TASK TO COMPLETE |
Your copy of the material below should match it exactly, except that it holds no pictures.

STORED DATA |
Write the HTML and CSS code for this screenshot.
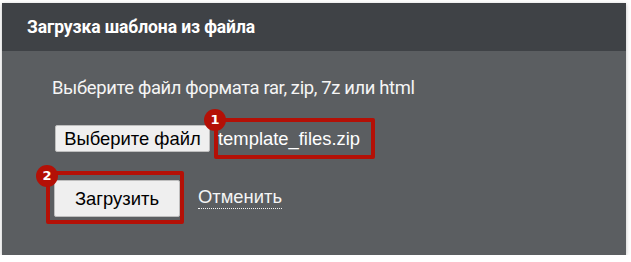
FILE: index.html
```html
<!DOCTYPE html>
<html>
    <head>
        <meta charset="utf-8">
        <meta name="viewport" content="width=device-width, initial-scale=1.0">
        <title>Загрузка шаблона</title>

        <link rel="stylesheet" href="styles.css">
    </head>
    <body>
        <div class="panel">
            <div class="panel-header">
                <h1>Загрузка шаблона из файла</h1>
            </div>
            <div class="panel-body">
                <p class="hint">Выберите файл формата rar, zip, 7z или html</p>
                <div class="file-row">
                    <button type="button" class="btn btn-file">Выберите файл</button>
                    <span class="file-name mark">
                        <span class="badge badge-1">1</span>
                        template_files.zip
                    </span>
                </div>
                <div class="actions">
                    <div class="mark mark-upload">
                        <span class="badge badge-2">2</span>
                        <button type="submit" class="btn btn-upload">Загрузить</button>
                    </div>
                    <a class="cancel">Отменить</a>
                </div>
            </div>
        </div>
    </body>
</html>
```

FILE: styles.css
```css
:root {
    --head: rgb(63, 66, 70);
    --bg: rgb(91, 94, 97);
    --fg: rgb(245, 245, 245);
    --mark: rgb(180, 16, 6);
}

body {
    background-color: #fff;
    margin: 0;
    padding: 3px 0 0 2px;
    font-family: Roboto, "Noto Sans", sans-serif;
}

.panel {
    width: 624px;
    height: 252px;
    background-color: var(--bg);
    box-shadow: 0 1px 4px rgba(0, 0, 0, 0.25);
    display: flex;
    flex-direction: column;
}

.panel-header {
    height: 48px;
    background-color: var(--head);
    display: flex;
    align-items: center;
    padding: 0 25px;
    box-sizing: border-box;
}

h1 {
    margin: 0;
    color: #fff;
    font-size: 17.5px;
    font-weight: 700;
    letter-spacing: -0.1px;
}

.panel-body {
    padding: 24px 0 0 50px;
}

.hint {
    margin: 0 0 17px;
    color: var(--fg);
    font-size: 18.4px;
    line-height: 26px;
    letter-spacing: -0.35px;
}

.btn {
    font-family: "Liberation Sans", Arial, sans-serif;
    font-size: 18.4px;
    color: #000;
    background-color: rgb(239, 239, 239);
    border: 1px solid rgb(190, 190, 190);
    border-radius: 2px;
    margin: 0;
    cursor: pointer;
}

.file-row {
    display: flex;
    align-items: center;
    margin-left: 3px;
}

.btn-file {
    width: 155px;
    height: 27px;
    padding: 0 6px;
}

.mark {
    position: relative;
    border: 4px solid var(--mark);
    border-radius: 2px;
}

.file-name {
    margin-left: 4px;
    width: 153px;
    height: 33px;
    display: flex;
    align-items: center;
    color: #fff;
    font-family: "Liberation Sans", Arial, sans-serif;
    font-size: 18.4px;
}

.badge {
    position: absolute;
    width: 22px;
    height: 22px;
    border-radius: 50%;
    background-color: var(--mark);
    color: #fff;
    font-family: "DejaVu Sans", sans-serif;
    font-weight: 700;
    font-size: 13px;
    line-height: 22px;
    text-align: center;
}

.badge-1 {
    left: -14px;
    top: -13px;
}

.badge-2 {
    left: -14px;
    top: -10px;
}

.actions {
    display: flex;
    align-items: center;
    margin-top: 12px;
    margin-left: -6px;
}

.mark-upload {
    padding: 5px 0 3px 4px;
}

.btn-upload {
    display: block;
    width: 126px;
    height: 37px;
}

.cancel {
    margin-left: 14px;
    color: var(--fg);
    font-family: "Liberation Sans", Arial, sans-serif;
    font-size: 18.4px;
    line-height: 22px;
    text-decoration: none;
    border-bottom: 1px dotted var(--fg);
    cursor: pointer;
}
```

WRITTEN SOLUTION |
Write the HTML and CSS code for this screenshot.
FILE: index.html
```html
<!DOCTYPE html>
<html>
    <head>
        <meta charset="utf-8">
        <meta name="viewport" content="width=device-width, initial-scale=1.0">
        <title>Загрузка шаблона</title>

        <link rel="stylesheet" href="styles.css">
    </head>
    <body>
        <div class="panel">
            <div class="panel-header">
                <h1>Загрузка шаблона из файла</h1>
            </div>
            <div class="panel-body">
                <p class="hint">Выберите файл формата rar, zip, 7z или html</p>
                <div class="file-row">
                    <button type="button" class="btn btn-file">Выберите файл</button>
                    <span class="file-name mark">
                        <span class="badge badge-1">1</span>
                        template_files.zip
                    </span>
                </div>
                <div class="actions">
                    <div class="mark mark-upload">
                        <span class="badge badge-2">2</span>
                        <button type="submit" class="btn btn-upload">Загрузить</button>
                    </div>
                    <a class="cancel">Отменить</a>
                </div>
            </div>
        </div>
    </body>
</html>
```

FILE: styles.css
```css
:root {
    --head: rgb(63, 66, 70);
    --bg: rgb(91, 94, 97);
    --fg: rgb(245, 245, 245);
    --mark: rgb(180, 16, 6);
}

body {
    background-color: #fff;
    margin: 0;
    padding: 3px 0 0 2px;
    font-family: Roboto, "Noto Sans", sans-serif;
}

.panel {
    width: 624px;
    height: 252px;
    background-color: var(--bg);
    box-shadow: 0 1px 4px rgba(0, 0, 0, 0.25);
    display: flex;
    flex-direction: column;
}

.panel-header {
    height: 48px;
    background-color: var(--head);
    display: flex;
    align-items: center;
    padding: 0 25px;
    box-sizing: border-box;
}

h1 {
    margin: 0;
    color: #fff;
    font-size: 17.5px;
    font-weight: 700;
    letter-spacing: -0.1px;
}

.panel-body {
    padding: 24px 0 0 50px;
}

.hint {
    margin: 0 0 17px;
    color: var(--fg);
    font-size: 18.4px;
    line-height: 26px;
    letter-spacing: -0.35px;
}

.btn {
    font-family: "Liberation Sans", Arial, sans-serif;
    font-size: 18.4px;
    color: #000;
    background-color: rgb(239, 239, 239);
    border: 1px solid rgb(190, 190, 190);
    border-radius: 2px;
    margin: 0;
    cursor: pointer;
}

.file-row {
    display: flex;
    align-items: center;
    margin-left: 3px;
}

.btn-file {
    width: 155px;
    height: 27px;
    padding: 0 6px;
}

.mark {
    position: relative;
    border: 4px solid var(--mark);
    border-radius: 2px;
}

.file-name {
    margin-left: 4px;
    width: 153px;
    height: 33px;
    display: flex;
    align-items: center;
    color: #fff;
    font-family: "Liberation Sans", Arial, sans-serif;
    font-size: 18.4px;
}

.badge {
    position: absolute;
    width: 22px;
    height: 22px;
    border-radius: 50%;
    background-color: var(--mark);
    color: #fff;
    font-family: "DejaVu Sans", sans-serif;
    font-weight: 700;
    font-size: 13px;
    line-height: 22px;
    text-align: center;
}

.badge-1 {
    left: -14px;
    top: -13px;
}

.badge-2 {
    left: -14px;
    top: -10px;
}

.actions {
    display: flex;
    align-items: center;
    margin-top: 12px;
    margin-left: -6px;
}

.mark-upload {
    padding: 5px 0 3px 4px;
}

.btn-upload {
    display: block;
    width: 126px;
    height: 37px;
}

.cancel {
    margin-left: 14px;
    color: var(--fg);
    font-family: "Liberation Sans", Arial, sans-serif;
    font-size: 18.4px;
    line-height: 22px;
    text-decoration: none;
    border-bottom: 1px dotted var(--fg);
    cursor: pointer;
}
```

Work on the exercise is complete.